Told through the perspective of those involved (the families and local law enforcement officers), the documentary aligns itself with the families and community, all of whom are in continuous pain. Mary Ellen’s sisters (Nona Blouin and Gerry Davis), agreed to participate in the documentary hoping to (as Davis states), “put her story out there and keep her alive.”
Missing From Fire Trail Road premieres tonight (June 8) at the Tribeca festival and will be shown in many tribal lands across the country. Mary Ellen’s sisters and director Van Tassel want to go beyond awareness. The director, and the activists helping her, have committed to use their work to keep the spotlight on the unsolved and ignored cases of Indigenous women who have gone missing.
The film shines a light on the hypocrisy of the media when it comes to missing Native American women. When the victims are White, their stories almost always become nationwide news. Rivers are dragged. The entire state is searched. All resources are used to their full potential. When the victims are Native American, there is rarely (if any) coverage and even less help.

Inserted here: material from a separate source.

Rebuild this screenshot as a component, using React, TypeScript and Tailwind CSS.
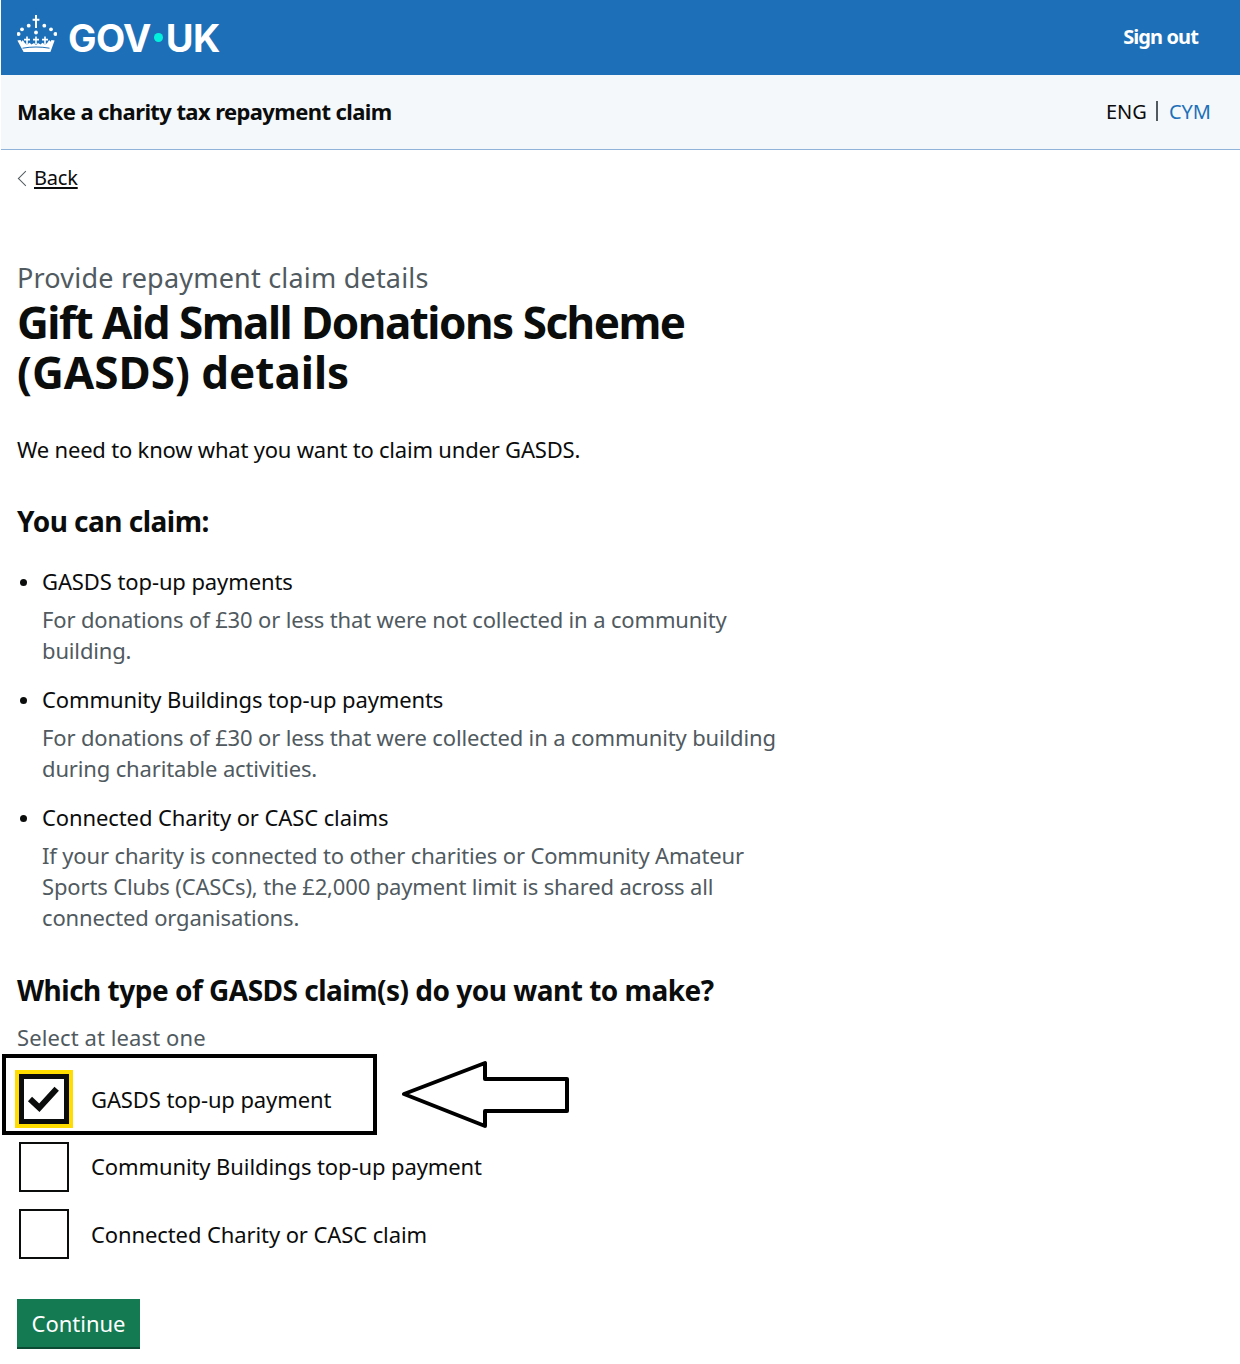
const Crown = () => (
  <svg viewBox="17 14 40 39" className="w-[40px] h-[39px] -mt-[8px]" fill="white">
    <path d="M35 15H37V18.8H39.4V20.8H37V28H35V20.8H32.6V18.8H35Z" />
    <circle cx="28.7" cy="25.7" r="1.9" />
    <circle cx="44.3" cy="25.7" r="1.9" />
    <circle cx="22" cy="29.3" r="1.9" />
    <circle cx="51" cy="29.3" r="1.9" />
    <circle cx="18.6" cy="34" r="1.9" />
    <circle cx="55.4" cy="34" r="1.9" />
    <circle cx="36" cy="32.5" r="1.9" />
    <path d="M26.2 36.5H27.8V38.8H30V40.4H27.8V44H26.2V40.4H24V38.8H26.2Z" />
    <path d="M35.2 36.5H36.8V38.8H39V40.4H36.8V44H35.2V40.4H33V38.8H35.2Z" />
    <path d="M44.2 36.5H45.8V38.8H48V40.4H45.8V44H44.2V40.4H42V38.8H44.2Z" />
    <path d="M17.4 40.5L20.5 40L21.6 41.8L22.8 40L25 43.2L27 44.6L29.6 42.8L31.5 44.6L34 43L36 45L38 43L40.5 44.6L42.4 42.8L45 44.6L47 43.2L49.2 40L50.4 41.8L51.5 40L54.6 40.5L50.4 52H23.6Z" />
    <path d="M22.5 48.2C31 46.6 41 46.6 49.5 48.2" stroke="#1d70b8" strokeWidth="1" fill="none" />
  </svg>
);

const items = [
  {
    title: "GASDS top-up payments",
    text: "For donations of £30 or less that were not collected in a community building.",
  },
  {
    title: "Community Buildings top-up payments",
    text: "For donations of £30 or less that were collected in a community building during charitable activities.",
  },
  {
    title: "Connected Charity or CASC claims",
    text: "If your charity is connected to other charities or Community Amateur Sports Clubs (CASCs), the £2,000 payment limit is shared across all connected organisations.",
  },
];

const options = [
  { label: "GASDS top-up payment", checked: true },
  { label: "Community Buildings top-up payment", checked: false },
  { label: "Connected Charity or CASC claim", checked: false },
];

export default function App() {
  return (
    <div className="relative w-[1240px] h-[1364px] bg-white text-[#0b0c0c] font-['Noto_Sans',sans-serif] text-[22px] leading-[31px] overflow-hidden">
      <header className="ml-px h-[75px] bg-[#1d70b8] flex items-center justify-between pl-[16px] pr-[42px] text-white">
        <div className="flex items-center">
          <Crown />
          <span className="ml-[11px] text-[38px] leading-[40px] font-bold font-['Inter',sans-serif] tracking-[-0.6px] flex items-center">
            GOV<span className="w-[9px] h-[9px] mx-[3px] rounded-full bg-[#00ffe0] opacity-90"></span>UK
          </span>
        </div>
        <a className="font-bold text-[20px] tracking-[-0.9px] pb-[2px]">Sign out</a>
      </header>

      <div className="ml-px h-[75px] bg-[#f4f8fb] border-b border-[#8fb3d9] flex items-center justify-between pl-[16px] pr-[29px] pb-[2px]">
        <span className="font-bold text-[22px] tracking-[-0.6px]">Make a charity tax repayment claim</span>
        <div className="flex items-center text-[20px]">
          <span>ENG</span>
          <span className="ml-[9px] mr-[11px] w-[2px] h-[20px] bg-[#505a5f]"></span>
          <a className="text-[#1d70b8]">CYM</a>
        </div>
      </div>

      <main className="pl-[17px] w-[790px]">
        <a className="mt-[14px] flex items-center text-[20px] leading-[28px] tracking-[-0.2px]">
          <span className="w-[11px] h-[11px] ml-[3px] mr-[3px] border-l border-b border-[#505a5f] rotate-45"></span>
          <span className="underline underline-offset-2">Back</span>
        </a>

        <p className="mt-[70px] text-[27px] leading-[32px] text-[#505a5f] tracking-[0.2px]">Provide repayment claim details</p>
        <h1 className="mt-[3px] text-[44px] leading-[50px] font-bold tracking-[-1.5px] w-[720px]">
          Gift Aid Small Donations Scheme <span className="tracking-[0px]">(GASDS) details</span>
        </h1>

        <p className="mt-[37px] tracking-[-0.2px]">We need to know what you want to claim under GASDS.</p>

        <h2 className="mt-[38px] text-[28px] leading-[36px] font-bold tracking-[-0.5px]">You can claim:</h2>

        <ul className="mt-[27px] flex flex-col gap-[18px]">
          {items.map((item) => (
            <li key={item.title} className="relative pl-[25px]">
              <span className="absolute left-[3px] top-[13px] w-[7px] h-[7px] rounded-full bg-[#0b0c0c]"></span>
              <div className="mb-[7px] tracking-[-0.1px]">{item.title}</div>
              <div className="text-[#505a5f] tracking-[-0.15px]">{item.text}</div>
            </li>
          ))}
        </ul>

        <h2 className="mt-[39px] text-[28px] leading-[36px] font-bold tracking-[-0.5px]">
          Which type of GASDS claim(s) do you want to make?
        </h2>

        <p className="mt-[14px] text-[#505a5f] tracking-[0.1px]">Select at least one</p>

        <div className="mt-[21px] flex flex-col gap-[17.5px] pl-[2px]">
          {options.map((option) => (
            <label key={option.label} className="flex items-center gap-[22px]">
              {option.checked ? (
                <span className="w-[50px] h-[50px] border-[5px] border-[#0b0c0c] outline-[4px] outline-[#ffdd00] bg-white">
                  <svg viewBox="0 0 40 40" className="w-[40px] h-[40px]" fill="none" stroke="#0b0c0c" strokeWidth="6">
                    <path d="M6 20L15.3 28.7L32.7 9.7" />
                  </svg>
                </span>
              ) : (
                <span className="w-[50px] h-[50px] border-2 border-[#0b0c0c]"></span>
              )}
              <span className="tracking-[-0.1px]">{option.label}</span>
            </label>
          ))}
        </div>

        <button className="mt-[40px] w-[123px] h-[50px] bg-[#137a52] border-b-[2px] border-[#0b4a33] text-white text-[22px]">
          Continue
        </button>
      </main>

      {/* annotation drawn over the screenshot */}
      <div className="absolute left-[2px] top-[1054px] w-[375px] h-[81px] border-[4px] border-black"></div>
      <svg className="absolute left-[400px] top-[1058px]" width="172" height="74" viewBox="0 0 172 74" fill="white" stroke="black" strokeWidth="4" strokeLinejoin="round">
        <path d="M4 36L85 5V21H167V53H85V68Z" />
      </svg>
    </div>
  );
}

Mary Ellen Johnson-Davis’ family justifiably hounds local authorities for answers, but their pleas too often fall on deaf ears; a fate that befalls almost all families of missing and murdered Indigenous women. Arrests in these cases are rare, and convictions are virtually nonexistent. Quite simply, the F.B.I. and the United States Government are not interested. The heartbreaking link between the Johnson-Davis’ family and all the Native American families who are affected by these tragedies is a sentence too often repeated, “I don’t know who to ask. I don’t know where to turn.”
There is a significant lack of response from law enforcement. Even with the victims who are found (always dead), the police do nothing to investigate. The families and friends of the missing and murdered are forced to stand alone in their fight for justice.
Make no mistake, Mary Ellen Johnson-Davis’s unsolved disappearance is not a ‘True Crime’’ case. She was a daughter, a sister, and (by all accounts) a troubled soul who became a light to her community. As the film follows many of her family members retracing the areas where she was last seen, they speak to her spirit in the face of a hard life. Each remembrance paints a picture of a young girl who was torn from her mother, grew up with drug issues and a bad husband, yet did her best to overcome the darkness in her life; being the best sister and auntie she could be. Mary Ellen was a light in her own darkness.